[YOUR GOAL] Starting from the top of the material, restate each line exactly until the line that contains "type Block = [number, number, number, number, string];", which is also copied. Pictures are excluded.

[DATA EXTRACT]

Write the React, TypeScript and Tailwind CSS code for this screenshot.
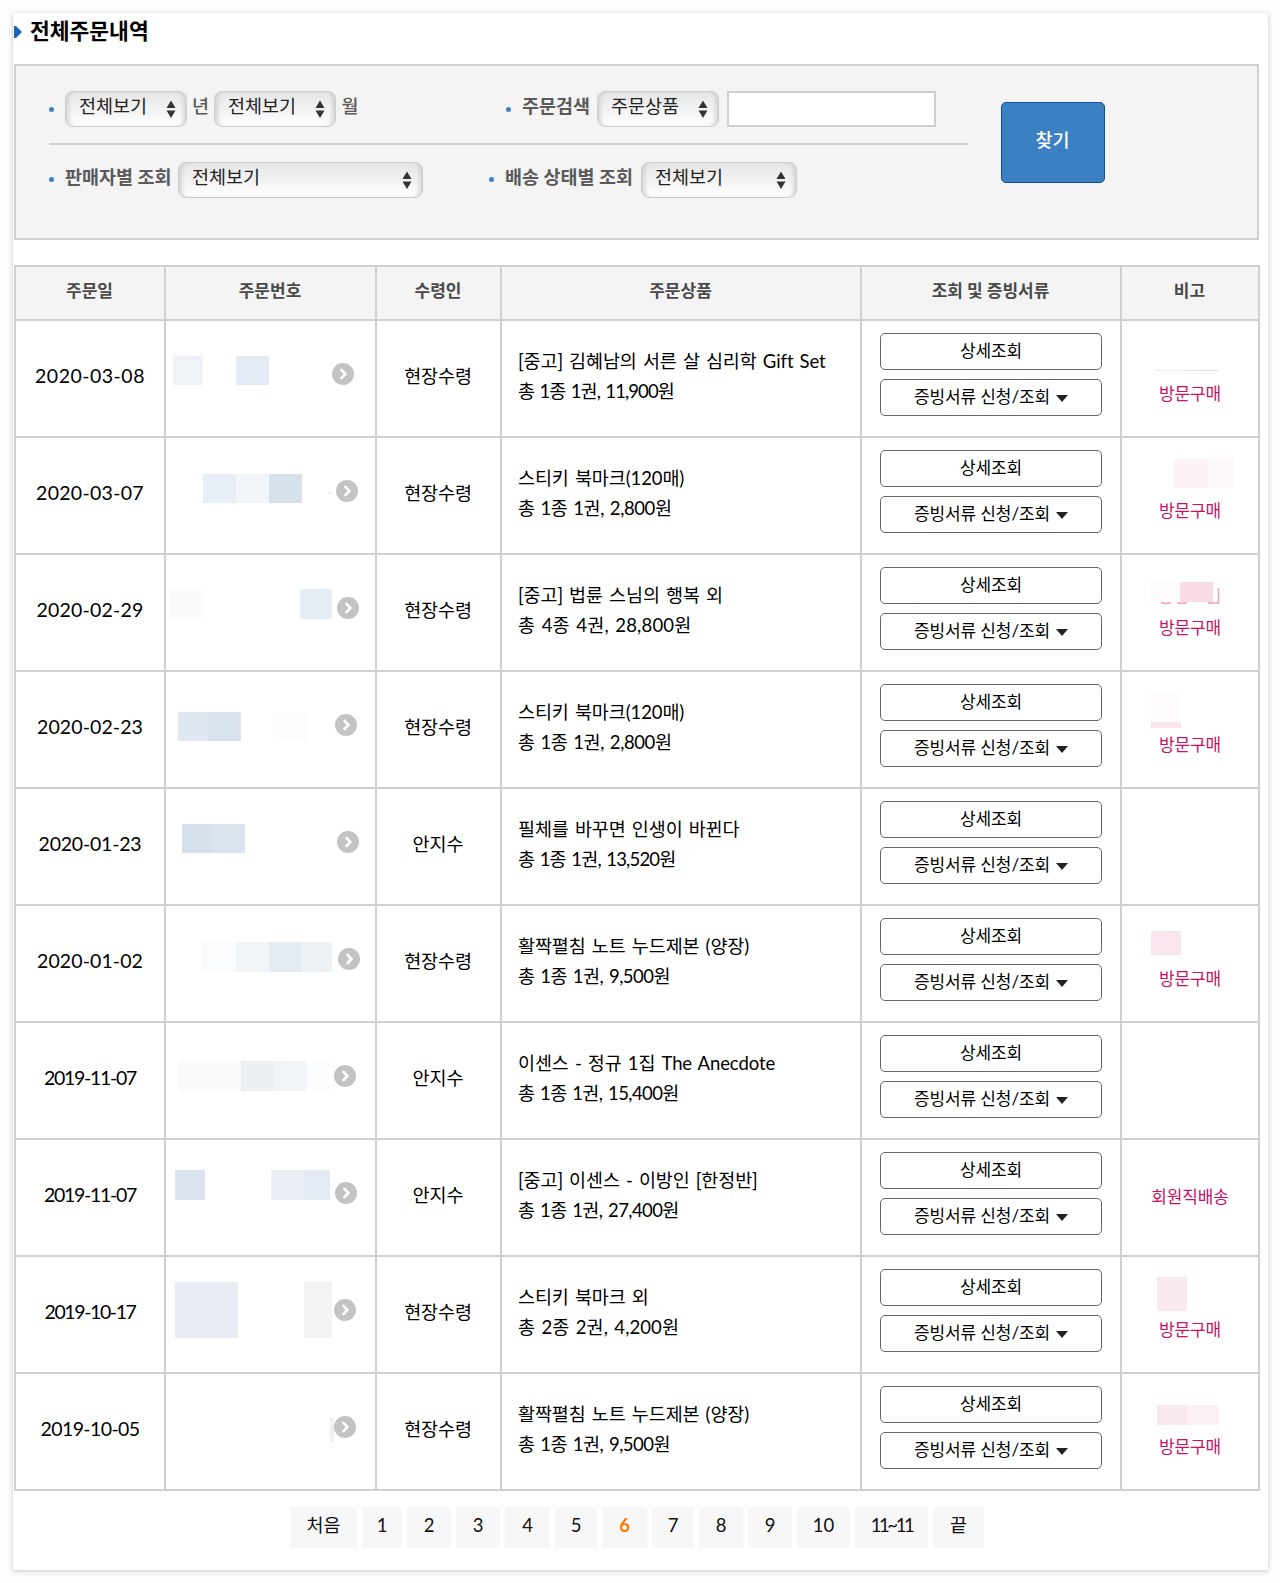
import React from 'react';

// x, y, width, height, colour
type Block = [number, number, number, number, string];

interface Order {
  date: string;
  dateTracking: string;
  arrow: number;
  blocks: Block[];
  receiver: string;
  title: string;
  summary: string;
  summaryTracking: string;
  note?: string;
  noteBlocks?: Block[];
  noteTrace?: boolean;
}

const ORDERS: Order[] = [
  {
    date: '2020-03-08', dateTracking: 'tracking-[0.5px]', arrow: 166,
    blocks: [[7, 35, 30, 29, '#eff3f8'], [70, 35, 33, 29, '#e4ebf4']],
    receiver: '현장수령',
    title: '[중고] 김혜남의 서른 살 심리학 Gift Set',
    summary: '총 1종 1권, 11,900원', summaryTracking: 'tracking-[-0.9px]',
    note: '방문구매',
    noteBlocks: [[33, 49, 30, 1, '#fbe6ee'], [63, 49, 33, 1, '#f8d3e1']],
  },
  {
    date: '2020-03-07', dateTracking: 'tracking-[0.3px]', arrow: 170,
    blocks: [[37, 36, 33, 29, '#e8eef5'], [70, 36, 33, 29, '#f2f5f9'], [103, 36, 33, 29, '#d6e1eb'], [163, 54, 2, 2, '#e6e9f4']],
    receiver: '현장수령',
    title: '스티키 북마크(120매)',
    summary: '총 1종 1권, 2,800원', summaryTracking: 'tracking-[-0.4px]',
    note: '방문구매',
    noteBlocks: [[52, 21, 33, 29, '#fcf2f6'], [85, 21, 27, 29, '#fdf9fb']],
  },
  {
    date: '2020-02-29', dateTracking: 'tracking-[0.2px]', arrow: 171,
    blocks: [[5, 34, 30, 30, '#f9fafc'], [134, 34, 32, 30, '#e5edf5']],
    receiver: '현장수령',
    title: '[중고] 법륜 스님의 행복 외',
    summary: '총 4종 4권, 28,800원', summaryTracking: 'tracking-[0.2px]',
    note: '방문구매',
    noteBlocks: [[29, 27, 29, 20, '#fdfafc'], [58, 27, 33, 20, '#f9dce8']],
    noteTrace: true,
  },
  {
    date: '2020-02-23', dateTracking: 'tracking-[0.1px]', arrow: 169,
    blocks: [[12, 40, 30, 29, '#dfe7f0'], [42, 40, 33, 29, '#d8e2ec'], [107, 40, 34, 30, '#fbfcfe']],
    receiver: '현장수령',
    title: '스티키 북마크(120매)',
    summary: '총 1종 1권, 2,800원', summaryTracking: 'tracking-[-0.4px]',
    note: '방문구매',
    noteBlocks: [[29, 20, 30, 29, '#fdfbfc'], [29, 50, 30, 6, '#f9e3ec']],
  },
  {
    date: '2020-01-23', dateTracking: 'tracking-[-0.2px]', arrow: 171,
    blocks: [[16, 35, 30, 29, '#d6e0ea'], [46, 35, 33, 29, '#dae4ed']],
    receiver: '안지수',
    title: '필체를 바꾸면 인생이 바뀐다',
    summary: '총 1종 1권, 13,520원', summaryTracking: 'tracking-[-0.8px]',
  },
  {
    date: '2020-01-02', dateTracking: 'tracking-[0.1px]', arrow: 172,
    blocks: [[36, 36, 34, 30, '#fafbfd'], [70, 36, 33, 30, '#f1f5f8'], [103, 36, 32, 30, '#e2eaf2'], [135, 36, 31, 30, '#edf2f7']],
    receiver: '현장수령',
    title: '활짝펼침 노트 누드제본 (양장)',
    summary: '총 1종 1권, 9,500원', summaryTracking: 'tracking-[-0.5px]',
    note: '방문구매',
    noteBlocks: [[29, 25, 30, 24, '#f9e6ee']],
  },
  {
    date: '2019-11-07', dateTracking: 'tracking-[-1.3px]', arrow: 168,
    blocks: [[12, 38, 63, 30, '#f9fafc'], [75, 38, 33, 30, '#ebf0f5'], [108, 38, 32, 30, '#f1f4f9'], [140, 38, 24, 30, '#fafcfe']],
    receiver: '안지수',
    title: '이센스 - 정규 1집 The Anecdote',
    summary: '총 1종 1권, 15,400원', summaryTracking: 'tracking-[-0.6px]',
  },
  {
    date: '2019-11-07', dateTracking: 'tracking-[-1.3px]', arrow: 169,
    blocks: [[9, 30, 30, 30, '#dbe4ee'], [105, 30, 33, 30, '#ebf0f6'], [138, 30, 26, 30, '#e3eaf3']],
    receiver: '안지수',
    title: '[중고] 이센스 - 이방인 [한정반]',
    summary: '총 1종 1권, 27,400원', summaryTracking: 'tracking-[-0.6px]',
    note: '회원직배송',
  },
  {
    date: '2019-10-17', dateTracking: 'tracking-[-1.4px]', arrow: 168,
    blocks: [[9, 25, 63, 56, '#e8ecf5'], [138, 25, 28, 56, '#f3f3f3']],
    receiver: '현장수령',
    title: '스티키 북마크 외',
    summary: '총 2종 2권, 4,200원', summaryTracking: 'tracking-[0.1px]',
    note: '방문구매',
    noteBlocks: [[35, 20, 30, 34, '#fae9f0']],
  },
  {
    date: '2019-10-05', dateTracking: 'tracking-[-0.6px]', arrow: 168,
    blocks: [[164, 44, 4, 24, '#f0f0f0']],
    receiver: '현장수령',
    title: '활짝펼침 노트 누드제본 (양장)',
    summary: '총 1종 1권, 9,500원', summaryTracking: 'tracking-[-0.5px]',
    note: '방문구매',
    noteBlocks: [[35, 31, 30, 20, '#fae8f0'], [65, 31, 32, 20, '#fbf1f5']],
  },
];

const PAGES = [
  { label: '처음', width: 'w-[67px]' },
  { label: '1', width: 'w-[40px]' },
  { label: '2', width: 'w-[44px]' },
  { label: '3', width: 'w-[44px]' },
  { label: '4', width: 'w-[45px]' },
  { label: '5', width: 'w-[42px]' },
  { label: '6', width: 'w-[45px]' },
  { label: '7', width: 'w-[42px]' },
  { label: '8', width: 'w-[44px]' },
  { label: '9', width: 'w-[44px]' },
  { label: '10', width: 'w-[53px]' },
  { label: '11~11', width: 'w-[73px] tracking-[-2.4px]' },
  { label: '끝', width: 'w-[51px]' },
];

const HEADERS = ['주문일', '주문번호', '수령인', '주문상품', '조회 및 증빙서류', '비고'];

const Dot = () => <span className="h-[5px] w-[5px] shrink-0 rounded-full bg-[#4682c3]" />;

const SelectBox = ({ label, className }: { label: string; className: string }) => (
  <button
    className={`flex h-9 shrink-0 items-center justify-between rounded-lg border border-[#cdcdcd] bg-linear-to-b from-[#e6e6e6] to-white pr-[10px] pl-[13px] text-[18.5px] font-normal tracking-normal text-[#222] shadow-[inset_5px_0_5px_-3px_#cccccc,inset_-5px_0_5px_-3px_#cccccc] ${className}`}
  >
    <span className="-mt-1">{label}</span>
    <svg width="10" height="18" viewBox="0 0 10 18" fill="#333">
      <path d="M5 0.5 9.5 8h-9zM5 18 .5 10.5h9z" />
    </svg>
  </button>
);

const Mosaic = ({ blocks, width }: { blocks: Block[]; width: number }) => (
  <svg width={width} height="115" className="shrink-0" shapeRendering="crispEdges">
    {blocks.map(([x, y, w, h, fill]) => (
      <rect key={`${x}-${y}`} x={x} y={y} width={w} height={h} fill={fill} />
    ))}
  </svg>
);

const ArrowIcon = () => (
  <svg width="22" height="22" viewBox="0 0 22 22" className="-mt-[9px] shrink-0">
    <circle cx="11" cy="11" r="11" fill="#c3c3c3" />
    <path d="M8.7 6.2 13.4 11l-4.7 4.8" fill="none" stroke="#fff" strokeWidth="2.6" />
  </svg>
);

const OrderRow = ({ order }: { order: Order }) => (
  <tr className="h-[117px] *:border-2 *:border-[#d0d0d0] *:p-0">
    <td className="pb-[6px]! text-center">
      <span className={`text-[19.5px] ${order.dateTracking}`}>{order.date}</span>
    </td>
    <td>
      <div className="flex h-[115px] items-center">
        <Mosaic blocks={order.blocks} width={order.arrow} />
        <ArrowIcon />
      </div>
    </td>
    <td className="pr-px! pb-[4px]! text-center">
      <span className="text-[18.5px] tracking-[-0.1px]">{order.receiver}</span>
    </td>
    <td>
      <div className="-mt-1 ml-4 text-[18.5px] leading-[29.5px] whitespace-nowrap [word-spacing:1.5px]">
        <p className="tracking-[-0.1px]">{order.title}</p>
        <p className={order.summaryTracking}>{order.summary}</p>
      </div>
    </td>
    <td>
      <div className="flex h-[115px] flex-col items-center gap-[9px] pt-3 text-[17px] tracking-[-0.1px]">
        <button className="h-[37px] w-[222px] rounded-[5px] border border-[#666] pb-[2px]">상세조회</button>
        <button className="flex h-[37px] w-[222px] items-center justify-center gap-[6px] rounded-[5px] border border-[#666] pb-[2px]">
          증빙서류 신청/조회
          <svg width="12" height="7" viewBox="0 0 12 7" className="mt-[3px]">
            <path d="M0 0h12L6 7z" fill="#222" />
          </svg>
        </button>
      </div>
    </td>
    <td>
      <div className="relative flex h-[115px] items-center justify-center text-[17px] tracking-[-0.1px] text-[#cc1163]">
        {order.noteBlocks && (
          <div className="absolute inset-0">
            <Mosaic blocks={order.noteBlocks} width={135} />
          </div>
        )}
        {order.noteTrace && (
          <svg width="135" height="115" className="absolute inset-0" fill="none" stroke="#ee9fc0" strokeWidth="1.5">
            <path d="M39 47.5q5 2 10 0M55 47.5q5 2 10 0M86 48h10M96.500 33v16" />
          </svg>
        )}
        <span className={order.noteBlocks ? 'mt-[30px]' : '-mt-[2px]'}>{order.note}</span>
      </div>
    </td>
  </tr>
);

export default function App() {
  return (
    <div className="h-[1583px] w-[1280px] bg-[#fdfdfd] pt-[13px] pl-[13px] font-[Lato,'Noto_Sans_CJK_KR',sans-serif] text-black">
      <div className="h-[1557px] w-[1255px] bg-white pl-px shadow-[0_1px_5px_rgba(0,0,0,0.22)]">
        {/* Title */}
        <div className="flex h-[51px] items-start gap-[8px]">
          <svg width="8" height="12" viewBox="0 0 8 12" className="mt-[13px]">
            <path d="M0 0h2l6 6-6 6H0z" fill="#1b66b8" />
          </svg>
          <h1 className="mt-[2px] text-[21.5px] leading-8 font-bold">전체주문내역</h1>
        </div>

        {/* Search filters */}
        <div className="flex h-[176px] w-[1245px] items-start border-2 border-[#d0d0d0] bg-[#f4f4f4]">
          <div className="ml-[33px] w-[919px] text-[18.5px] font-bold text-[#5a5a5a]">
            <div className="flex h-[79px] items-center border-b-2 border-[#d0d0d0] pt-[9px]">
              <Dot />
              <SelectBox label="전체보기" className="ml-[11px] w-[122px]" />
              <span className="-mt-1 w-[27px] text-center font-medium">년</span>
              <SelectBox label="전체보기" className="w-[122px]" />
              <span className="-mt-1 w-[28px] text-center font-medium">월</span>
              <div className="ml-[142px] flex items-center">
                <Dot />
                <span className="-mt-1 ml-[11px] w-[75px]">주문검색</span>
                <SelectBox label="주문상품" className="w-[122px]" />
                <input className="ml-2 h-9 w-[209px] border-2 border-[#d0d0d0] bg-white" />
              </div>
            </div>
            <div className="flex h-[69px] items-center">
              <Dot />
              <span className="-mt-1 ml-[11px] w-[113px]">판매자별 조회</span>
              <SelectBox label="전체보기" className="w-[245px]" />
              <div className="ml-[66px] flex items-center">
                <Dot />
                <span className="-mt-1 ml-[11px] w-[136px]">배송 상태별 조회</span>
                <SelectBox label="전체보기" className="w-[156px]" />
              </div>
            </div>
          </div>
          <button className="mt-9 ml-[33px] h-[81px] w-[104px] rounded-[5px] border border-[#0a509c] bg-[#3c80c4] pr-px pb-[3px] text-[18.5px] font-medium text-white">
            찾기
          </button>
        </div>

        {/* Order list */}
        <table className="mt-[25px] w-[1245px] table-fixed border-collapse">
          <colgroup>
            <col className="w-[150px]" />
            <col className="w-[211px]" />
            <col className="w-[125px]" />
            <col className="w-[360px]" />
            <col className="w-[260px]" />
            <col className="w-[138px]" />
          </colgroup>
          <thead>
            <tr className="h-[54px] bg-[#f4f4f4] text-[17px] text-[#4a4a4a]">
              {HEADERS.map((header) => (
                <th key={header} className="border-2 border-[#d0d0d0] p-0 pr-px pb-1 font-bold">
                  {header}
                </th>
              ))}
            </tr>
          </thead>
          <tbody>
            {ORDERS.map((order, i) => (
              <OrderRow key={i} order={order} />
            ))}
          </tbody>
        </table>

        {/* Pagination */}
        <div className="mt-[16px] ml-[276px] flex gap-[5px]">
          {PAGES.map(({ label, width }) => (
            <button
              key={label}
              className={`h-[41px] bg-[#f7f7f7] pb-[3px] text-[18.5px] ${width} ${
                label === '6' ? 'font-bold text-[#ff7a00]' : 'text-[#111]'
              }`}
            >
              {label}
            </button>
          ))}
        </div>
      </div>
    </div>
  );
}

[EXERCISE SOLUTION]
Write the React, TypeScript and Tailwind CSS code for this screenshot.
import React from 'react';

// x, y, width, height, colour
type Block = [number, number, number, number, string];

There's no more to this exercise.